Wilden Dawn

Stats websocket server

By Robin Dowling · 3 months ago

The evolution simulation generates a constant stream of data: births, deaths, species counts, population dynamics. This data was always available inside the simulation, but visitors to the site had to enter the full interactive experience to see any of it.

I wanted visitors to see the simulation's state on the webpage, before deciding whether to jump in. So I built a dedicated WebSocket server that broadcasts simulation statistics to the front page in real time.

The stats server is lightweight and separate from the main state server that handles game clients. It connects to the simulation engine, receives stats every 5 seconds, compresses the data, and broadcasts it to all connected clients. When a new visitor opens the homepage, they immediately receive the current stats without waiting for the next broadcast cycle.

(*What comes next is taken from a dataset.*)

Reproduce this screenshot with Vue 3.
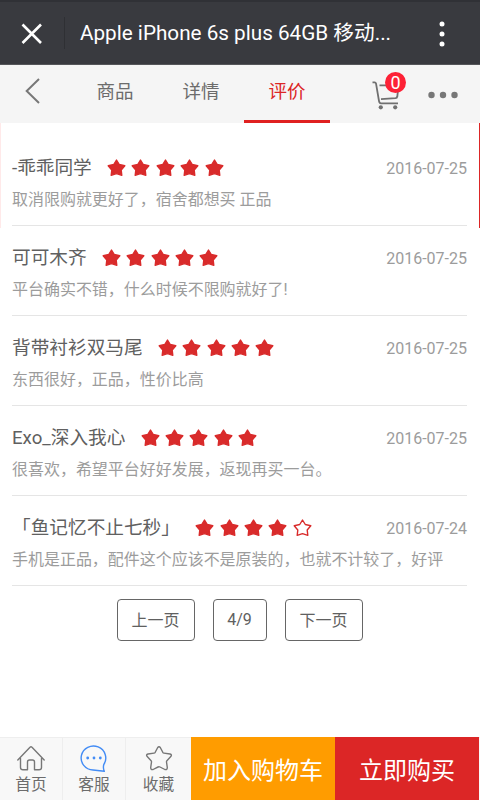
<script setup>
const tabs = ['商品', '详情', '评价']
const reviews = [
  { name: '-乖乖同学', stars: 5, date: '2016-07-25', text: '取消限购就更好了，宿舍都想买 正品' },
  { name: '可可木齐', stars: 5, date: '2016-07-25', text: '平台确实不错，什么时候不限购就好了!' },
  { name: '背带衬衫双马尾', stars: 5, date: '2016-07-25', text: '东西很好，正品，性价比高' },
  { name: 'Exo_深入我心', stars: 5, date: '2016-07-25', text: '很喜欢，希望平台好好发展，返现再买一台。' },
  { name: '「鱼记忆不止七秒」', stars: 4, date: '2016-07-24', text: '手机是正品，配件这个应该不是原装的，也就不计较了，好评' },
]
</script>

<template>
  <div class="screen">
    <header class="titlebar">
      <svg class="close" width="22" height="22" viewBox="0 0 22 22"><path d="M1.500 1.500 20 20M20 1.500 1.500 20" /></svg>
      <i class="split"></i>
      <h1>Apple iPhone 6s plus 64GB 移动...</h1>
      <svg class="more" width="6" height="26" viewBox="0 0 6 26"><circle cx="3" cy="3" r="2.5" /><circle cx="3" cy="13" r="2.5" /><circle cx="3" cy="23" r="2.5" /></svg>
    </header>

    <nav class="tabs">
      <svg class="back" width="16" height="28" viewBox="0 0 16 28"><path d="M14 2 1.700 14 14 26" /></svg>
      <a v-for="(t, i) in tabs" :key="t" :class="['tab', { active: i === 2 }]">{{ t }}</a>
      <div class="cart">
        <svg width="30" height="30" viewBox="0 0 30 30">
          <path d="M0.500 1.300H2.700Q3.700 1.300 4 2.400L7 20Q7.400 22.300 9 22.300H26M7.500 4.300H26.500L25.300 15.500Q25 17 23.500 17.200L9 18.200" />
          <circle cx="8.800" cy="26.300" r="2.100" /><circle cx="23.200" cy="26.300" r="2.100" />
        </svg>
        <span class="badge">0</span>
      </div>
      <svg class="dots" width="30" height="8" viewBox="0 0 30 8"><circle cx="3.500" cy="4" r="3.200" /><circle cx="15" cy="4" r="3.200" /><circle cx="26.500" cy="4" r="3.200" /></svg>
    </nav>

    <main class="reviews">
      <i class="edge left"></i>
      <i class="edge right"></i>
      <article v-for="r in reviews" :key="r.name" class="review">
        <div class="head">
          <span class="name">{{ r.name }}</span>
          <span class="stars">
            <svg v-for="n in 5" :key="n" :class="{ hollow: n > r.stars }" width="19" height="18" viewBox="0 0 19 18">
              <path d="M9.500 1 12.300 5.500 17.800 6.700 14.200 11 14.800 16.300 9.500 14.600 4.200 16.300 4.800 11 1.200 6.700 6.700 5.500Z" />
            </svg>
          </span>
          <time>{{ r.date }}</time>
        </div>
        <p>{{ r.text }}</p>
      </article>
      <div class="pager">
        <button>上一页</button>
        <button class="page">4/9</button>
        <button>下一页</button>
      </div>
    </main>

    <footer class="bottom">
      <a class="item">
        <svg width="30" height="28" viewBox="0 0 30 28"><path d="M1.800 15 14 2.200Q15 1.400 16 2.200L28.200 15M4.500 13.500V22.500Q4.500 24.800 7 24.800H11.500V17Q11.500 15 13.500 15H16.500Q18.500 15 18.500 17V24.800H23Q25.500 24.800 25.500 22.500V13.500" /></svg>
        <span>首页</span>
      </a>
      <a class="item service">
        <svg width="30" height="28" viewBox="0 0 30 28">
          <path d="M24.800 19.500A12.300 12 0 1 0 14 25L25.300 26.300Q23.800 23 24.800 19.500Z" />
          <circle cx="8.700" cy="13" r="1.400" /><circle cx="15" cy="13" r="1.400" /><circle cx="21.300" cy="13" r="1.400" />
        </svg>
        <span>客服</span>
      </a>
      <a class="item fav">
        <svg width="30" height="28" viewBox="0 0 30 28"><path d="M13.600 2.700Q15 0.700 16.400 2.700L18.800 7.300Q19.200 8 20 8.100L26 9Q28.300 9.700 26.800 11.600L22.900 15.700Q22.400 16.300 22.500 17L23.300 22.700Q23.200 25.200 20.900 24.500L16 22Q15 21.500 14 22L9.100 24.500Q6.800 25.200 6.700 22.700L7.500 17Q7.600 16.300 7.100 15.700L3.200 11.600Q1.700 9.700 4 9L10 8.100Q10.800 8 11.200 7.300Z" /></svg>
        <span>收藏</span>
      </a>
      <button class="add">加入购物车</button>
      <button class="buy">立即购买</button>
    </footer>
  </div>
</template>

<style>
body { margin: 0; background: #fff; }
</style>

<style scoped>
* { box-sizing: border-box; }
.screen {
  width: 480px; height: 800px; display: flex; flex-direction: column;
  background: #fff; overflow: hidden;
  font-family: Roboto, "Noto Sans CJK SC", sans-serif; color: #666;
}
svg { display: block; fill: none; flex: none; }
.titlebar {
  height: 65px; flex: none; display: flex; align-items: center;
  background: #393a3f; border-top: 2px solid #303136; border-bottom: 1px solid #55565a;
  padding: 0 36px 0 21px;
}
.close { stroke: #fff; stroke-width: 2.6; margin-top: 2px; }
.split { width: 1px; height: 32px; background: #2f3034; margin-left: 21px; }
h1 { margin: 0 0 0 15px; flex: 1; font-size: 20.700px; line-height: 30px; font-weight: 400; color: #fff; white-space: nowrap; }
.more { fill: #fff; margin: 2px -1px 0 0; }
.tabs { height: 58px; flex: none; display: flex; background: #f5f5f5; padding-left: 25px; }
.back { stroke: #777; stroke-width: 2; margin: 12px 31px 0 0; }
.tab { width: 86px; height: 58px; text-align: center; font-size: 18.500px; line-height: 54px; color: #6c6c6c; }
.active { color: #dc2626; border-bottom: 3px solid #e02020; }
.cart { position: relative; margin: 16px 0 0 42px; width: 30px; height: 30px; }
.cart svg { stroke: #707070; stroke-width: 1.8; }
.cart circle { fill: #707070; stroke: none; }
.badge {
  position: absolute; left: 13px; top: -9.500px; width: 21px; height: 21px; border-radius: 50%;
  background: #fd2136; color: #fff; font-size: 18px; line-height: 21px; text-align: center;
}
.dots { fill: #777; margin: 25.500px 0 0 26px; }
.reviews { position: relative; flex: 1; padding: 13px 13px 0 12px; }
.edge { position: absolute; top: 0; width: 1px; height: 105px; }
.left { left: 0; background: #ffe9e9; }
.right { right: 0; background: #dc2626; }
.review { height: 90px; border-bottom: 1px solid #e5e5e5; padding-top: 17px; }
.head { height: 30px; display: flex; align-items: center; }
.name { font-size: 18.670px; line-height: 30px; color: #606060; white-space: nowrap; }
.stars { display: flex; gap: 5.400px; margin-left: 15.300px; }
.stars svg { fill: #d92b2b; stroke: #d92b2b; stroke-width: 1.4; stroke-linejoin: round; }
.stars .hollow { fill: none; }
time { margin-left: auto; font-size: 16px; color: #9c9c9c; }
p { margin: 4px 0 0; font-size: 15.970px; line-height: 26px; color: #9c9c9c; white-space: nowrap; }
.pager { display: flex; justify-content: center; gap: 18px; padding: 13px 0 0; }
button { font-family: inherit; padding: 0; margin: 0; font-weight: 400; }
.pager button {
  width: 78px; height: 42px; background: #fff; border: 1.500px solid #666; border-radius: 4px;
  font-size: 16px; color: #606060; padding-bottom: 2px;
}
.pager .page { width: 54px; }
.bottom { height: 63px; flex: none; display: flex; background: #f8f8f8; border-top: 1px solid #eee; }
.item {
  width: 63px; display: flex; flex-direction: column; align-items: center; padding-top: 7px;
  border-right: 1px solid #eee; font-size: 15.700px; color: #6c6c6c;
}
.item svg { stroke: #777; stroke-width: 1.4; stroke-linejoin: round; stroke-linecap: round; }
.item span { line-height: 24px; }
.item.service svg { stroke: #438cf5; }
.item.service circle { fill: #438cf5; stroke: none; }
.fav { width: 65px; border-right: 0; }
.add, .buy { border: 0; font-size: 24px; color: #fff; width: 144px; margin-top: -1px; height: 63px; }
.add { background: #ff9c00; }
.buy { background: #dc2626; }
</style>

On the client side, a stats display component cycles through different formatted views of the data. Total organisms with animal/plant breakdown. Births, deaths, concurrent generations. Species count. Dominant species for both animals and plants. The display fades smoothly between stats every 4 seconds.

The architecture keeps everything decoupled. Stats clients and game clients don't interfere with each other—they connect to separate endpoints. The stats broadcast logic is isolated from game state logic, making both easier to reason about and scale independently.

The result is a homepage that feels alive. Visitors see the simulation evolving in real time, species appearing and disappearing, populations rising and falling, without needing to enter the world themselves. It gives immediate context about what's happening inside before deciding to explore further.